Anxiety, Rankings, Perception, and Transparency — Thoughts of a high school senior.


Some of you know me as Ali: The guy who edited the lip dub, the computer guy, or the sarcastic, ugly, vulgar (in terms of language) guy with nice glasses. Let’s throw all that out the window and try a reintroduction for just a few seconds.

Forget I exist, forget everything you know about me.

Hello, I’m ali (@helloimali). I like technology, videography, pretty things, cute things, tumblr, sarcasm, humor and nice humans. I dislike the road test, country music, expensive products, and mean humans. I’m graduating high school in June and will be joining the class of 2021 at Penn State.

I sound like a pretty normal guy, right? But you’re only scratching the surface (dramatic, I know).

So what’s beneath the surface, the things that don’t get a facebook post. What about the things that give me anxiety? The things that scare me?

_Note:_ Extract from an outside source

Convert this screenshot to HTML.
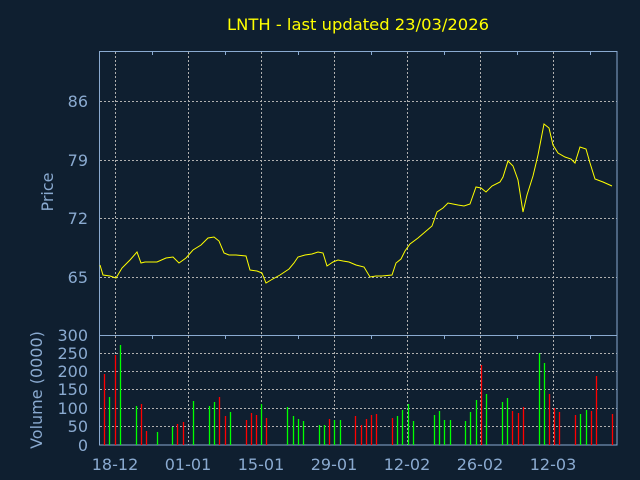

The things that worry me every night? The people I love, the people I hate, the people I simply don’t care about? What about my dark side, my light side, my humorous side, my “unpopular opinions” side?

What a lot of people, myself included, tend to forget is that there’s always more to a singular human than the tweets and posts we assign to them. We usually base the personalities of anonymous people on their social media profiles. The things we allow people to base their impressions of us are the things we publically share with them. Why would we tell the public about the things that make us tick? Why would we want to shatter that perfect image we worked so hard to create? We crave perfection in perception, but when does it become blurred? Allow me to introduce, and then shatter, my perfect image.

I’ll be attending Penn State University, graduating in 2021, and majoring in Computer Engineering.

I’ve made myself sound like a smart guy with my life planned out. But guidance — hell, any adult that has experience with the college process — has told us that no one has anything planned out. So where’s the reality?

I will most likely be attending Penn State University in Erie, PA for 2 years and transferring into the main campus after 2 years (due to the 2+2 program). I say most likely because I was put on the waitlist for Rutgers. If I’m accepted into Rutgers, I will go there instead, simply for the in-state tuition. Any college I wanted to go to, I was either rejected, placed into an undesired campus, put in the wrong major/school, or waitlisted.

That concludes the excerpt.